Mistake: Scaling to 20 accounts immediately. Each account needs separate management. Start with 2, prove the system works, add 1-2 per month. I've seen traders jump to 10 accounts and lose them all because they couldn't track the details.
The bottom line: The best Apex Trader Funding strategy isn't a specific trade setup. It's a risk management framework that respects the drawdown, works the payout ladder efficiently, and stays on the right side of the consistency rule. Target $400-$600 per day on the eval. Drop to $300-$500 on the PA. Cap your best days. Spread profits across sessions. Scale slowly. The math works. The discipline is what separates traders who get paid from traders who buy eval after eval.
Frequently Asked Questions
What is the best strategy for passing an Apex evaluation?
My approach for passing Apex Trader Funding evaluations is targeting $400-$600 per day on the 100K EOD account, aiming to pass in 10-15 sessions rather than 1-2. This lower daily target reduces variance and builds the consistent habits needed for the Performance Account.
How many contracts should I trade on the Apex 100K?
I trade 2 ES contracts (or 4 MES) as my standard size on the Apex Trader Funding 100K account. Maximum 4 ES on high-conviction setups. I use the PA limit of 6 contracts as my ceiling, not the eval limit of 8, so the strategy translates directly to funded trading.
What time of day is best for trading Apex accounts?
The US session open from 9:30 AM to 12:00 PM ET is the best window for Apex Trader Funding accounts. Highest volume on ES and NQ means tighter spreads, faster fills, and cleaner price action. I avoid trading during major economic releases unless I have a specific plan.

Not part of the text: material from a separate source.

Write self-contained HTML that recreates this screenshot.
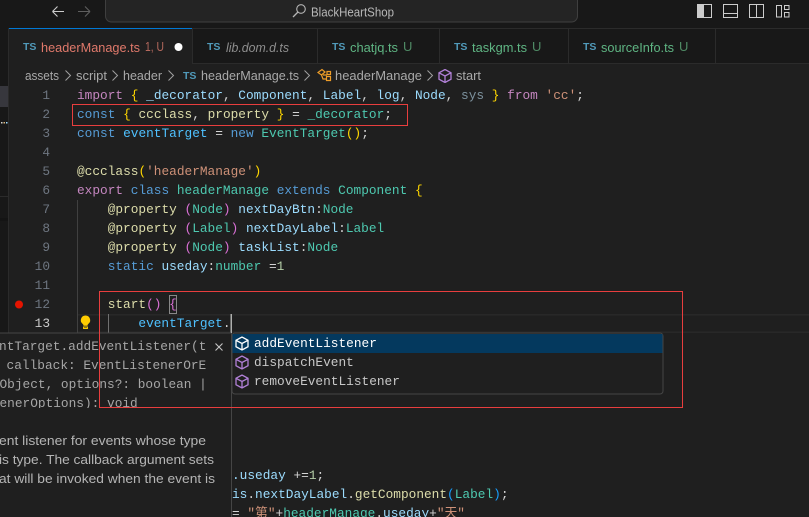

How do I manage the 50% consistency rule at Apex?
Cap your daily gains at $800 on the Apex Trader Funding Performance Account and spread profits across 5+ sessions. If you have a big day, follow it with smaller consistent sessions to dilute the ratio. Track your biggest-day-percentage after each session to know where you stand before requesting payouts.
How many Apex accounts should I start with?
Start with 2-3 Apex Trader Funding accounts. Running the same strategy on a small number of accounts lets you prove the system works before scaling. Add 1-2 accounts per month as you get comfortable managing payout cycles, consistency ratios, and qualifying days across multiple accounts.
What instruments work best for the Apex strategy?
ES (S&P 500 E-mini) and NQ (Nasdaq E-mini) are my primary instruments on Apex Trader Funding accounts. Both have high liquidity, tight spreads during regular hours, and consistent daily ranges. MES and MNQ (micro versions) work for smaller position sizing.
How long does it take to pass an Apex 100K evaluation?
At $500 per day average, passing the Apex Trader Funding 100K evaluation takes roughly 12 trading sessions. With losing days mixed in, expect 15-20 sessions. You have 30 calendar days (roughly 22 trading sessions), leaving buffer for bad days without time pressure.
Should I use the same strategy for eval and Performance Account?
Yes, with minor adjustments. The trading approach stays the same on Apex Trader Funding accounts. On the PA, I lower my daily target from $400-$600 to $300-$500 and cap daily gains at $800 to manage the 50% consistency rule. Position sizing stays at PA limits throughout.
How do I track multiple Apex funded accounts?
Use a spreadsheet with columns for each Apex Trader Funding account: current balance, drawdown threshold, safety net distance, qualifying days completed, consistency ratio, and current payout step. Update after every session. This becomes essential with more than 3 accounts.
What is the biggest risk to avoid on Apex funded accounts?
The biggest risk on Apex Trader Funding funded accounts is breaching the trailing drawdown after building a large balance. Profitable accounts still have only $3,000 of trailing room on the 100K. One bad day can erase weeks of work. I stop trading for the day after losing $500-$700, well before the $1,500 DLL triggers.